◆ DIRECTIONS FOR THIS TASK:
Leave out the pictures and repeat the rest of the material exactly.
■ ■ ■ ■
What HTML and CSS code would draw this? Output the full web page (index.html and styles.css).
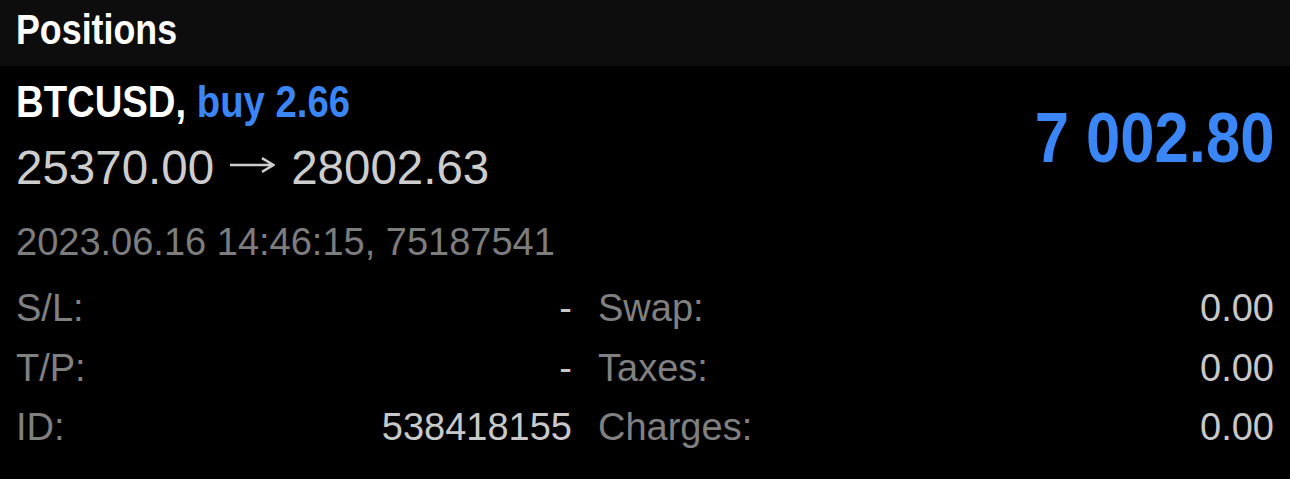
FILE: index.html
```html
<!DOCTYPE html>
<html lang="en">
<head>
<meta charset="utf-8">
<title>Positions</title>
<link rel="stylesheet" href="styles.css">
</head>
<body>
<header class="header">
  <span class="header-title">Positions</span>
</header>
<main class="position">
  <section class="summary">
    <div class="summary-main">
      <div class="symbol-line"><span class="symbol-text">BTCUSD, <span class="side">buy 2.66</span></span></div>
      <div class="price-line">25370.00<svg class="arrow" width="46" height="20" viewBox="0 0 46 20" aria-label="→"><path d="M1 10H44.5M33 3.2L44.5 10L33 16.8" fill="none" stroke="currentColor" stroke-width="2.6" stroke-linejoin="miter"/></svg>28002.63</div>
    </div>
    <div class="profit"><span class="profit-text">7 002.80</span></div>
  </section>
  <div class="meta">2023.06.16 14:46:15, 75187541</div>
  <section class="details">
    <div class="detail"><span class="label">S/L:</span><span class="value">-</span></div>
    <div class="detail"><span class="label">Swap:</span><span class="value">0.00</span></div>
    <div class="detail"><span class="label">T/P:</span><span class="value">-</span></div>
    <div class="detail"><span class="label">Taxes:</span><span class="value">0.00</span></div>
    <div class="detail"><span class="label">ID:</span><span class="value">538418155</span></div>
    <div class="detail"><span class="label">Charges:</span><span class="value">0.00</span></div>
  </section>
</main>
</body>
</html>
```

FILE: styles.css
```css
html, body {
  margin: 0;
  padding: 0;
  background: #000;
}

body {
  font-family: "Liberation Sans", Arial, sans-serif;
  color: #fff;
  width: 1290px;
  height: 479px;
  overflow: hidden;
}

.header {
  height: 66px;
  background: #0d0d0d;
  padding: 0 16px;
  box-sizing: border-box;
}

.header-title {
  display: inline-block;
  font-size: 42px;
  font-weight: 700;
  line-height: 60px;
  transform: scaleX(0.852);
  transform-origin: left center;
  color: #fff;
}

.position {
  padding: 0 16px;
}

.summary {
  display: flex;
  justify-content: space-between;
  align-items: flex-start;
  padding-top: 10px;
}

.symbol-line {
  font-size: 43.5px;
  font-weight: 700;
  line-height: 52px;
  white-space: nowrap;
}

.symbol-text {
  display: inline-block;
  transform: scaleX(0.88);
  transform-origin: left center;
}

.side {
  color: #3b86f7;
}

.price-line {
  margin-top: 12px;
  font-size: 47.5px;
  line-height: 56px;
  color: #cdcdcd;
  white-space: nowrap;
}

.arrow {
  display: inline-block;
  vertical-align: 9px;
  margin: 0 16px 0 15px;
  color: #cdcdcd;
}

.profit {
  margin-top: 22px;
  font-size: 70px;
  font-weight: 700;
  line-height: 80px;
  color: #3b86f7;
  white-space: nowrap;
}

.profit-text {
  display: inline-block;
  transform: scaleX(0.88);
  transform-origin: right center;
}

.meta {
  margin-top: 22px;
  font-size: 38px;
  line-height: 48px;
  color: #7d7d7d;
  white-space: nowrap;
}

.details {
  margin-top: 13px;
  display: grid;
  grid-template-columns: 556px 1fr;
  column-gap: 26px;
  font-size: 38px;
  line-height: 59.5px;
}

.detail {
  display: flex;
  justify-content: space-between;
}

.label {
  color: #808080;
}

.value {
  color: #c8c8c8;
}
```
■ ■ ■ ■
◆ OUTPUT:
What HTML and CSS code would draw this? Output the full web page (index.html and styles.css).
FILE: index.html
```html
<!DOCTYPE html>
<html lang="en">
<head>
<meta charset="utf-8">
<title>Positions</title>
<link rel="stylesheet" href="styles.css">
</head>
<body>
<header class="header">
  <span class="header-title">Positions</span>
</header>
<main class="position">
  <section class="summary">
    <div class="summary-main">
      <div class="symbol-line"><span class="symbol-text">BTCUSD, <span class="side">buy 2.66</span></span></div>
      <div class="price-line">25370.00<svg class="arrow" width="46" height="20" viewBox="0 0 46 20" aria-label="→"><path d="M1 10H44.5M33 3.2L44.5 10L33 16.8" fill="none" stroke="currentColor" stroke-width="2.6" stroke-linejoin="miter"/></svg>28002.63</div>
    </div>
    <div class="profit"><span class="profit-text">7 002.80</span></div>
  </section>
  <div class="meta">2023.06.16 14:46:15, 75187541</div>
  <section class="details">
    <div class="detail"><span class="label">S/L:</span><span class="value">-</span></div>
    <div class="detail"><span class="label">Swap:</span><span class="value">0.00</span></div>
    <div class="detail"><span class="label">T/P:</span><span class="value">-</span></div>
    <div class="detail"><span class="label">Taxes:</span><span class="value">0.00</span></div>
    <div class="detail"><span class="label">ID:</span><span class="value">538418155</span></div>
    <div class="detail"><span class="label">Charges:</span><span class="value">0.00</span></div>
  </section>
</main>
</body>
</html>
```

FILE: styles.css
```css
html, body {
  margin: 0;
  padding: 0;
  background: #000;
}

body {
  font-family: "Liberation Sans", Arial, sans-serif;
  color: #fff;
  width: 1290px;
  height: 479px;
  overflow: hidden;
}

.header {
  height: 66px;
  background: #0d0d0d;
  padding: 0 16px;
  box-sizing: border-box;
}

.header-title {
  display: inline-block;
  font-size: 42px;
  font-weight: 700;
  line-height: 60px;
  transform: scaleX(0.852);
  transform-origin: left center;
  color: #fff;
}

.position {
  padding: 0 16px;
}

.summary {
  display: flex;
  justify-content: space-between;
  align-items: flex-start;
  padding-top: 10px;
}

.symbol-line {
  font-size: 43.5px;
  font-weight: 700;
  line-height: 52px;
  white-space: nowrap;
}

.symbol-text {
  display: inline-block;
  transform: scaleX(0.88);
  transform-origin: left center;
}

.side {
  color: #3b86f7;
}

.price-line {
  margin-top: 12px;
  font-size: 47.5px;
  line-height: 56px;
  color: #cdcdcd;
  white-space: nowrap;
}

.arrow {
  display: inline-block;
  vertical-align: 9px;
  margin: 0 16px 0 15px;
  color: #cdcdcd;
}

.profit {
  margin-top: 22px;
  font-size: 70px;
  font-weight: 700;
  line-height: 80px;
  color: #3b86f7;
  white-space: nowrap;
}

.profit-text {
  display: inline-block;
  transform: scaleX(0.88);
  transform-origin: right center;
}

.meta {
  margin-top: 22px;
  font-size: 38px;
  line-height: 48px;
  color: #7d7d7d;
  white-space: nowrap;
}

.details {
  margin-top: 13px;
  display: grid;
  grid-template-columns: 556px 1fr;
  column-gap: 26px;
  font-size: 38px;
  line-height: 59.5px;
}

.detail {
  display: flex;
  justify-content: space-between;
}

.label {
  color: #808080;
}

.value {
  color: #c8c8c8;
}
```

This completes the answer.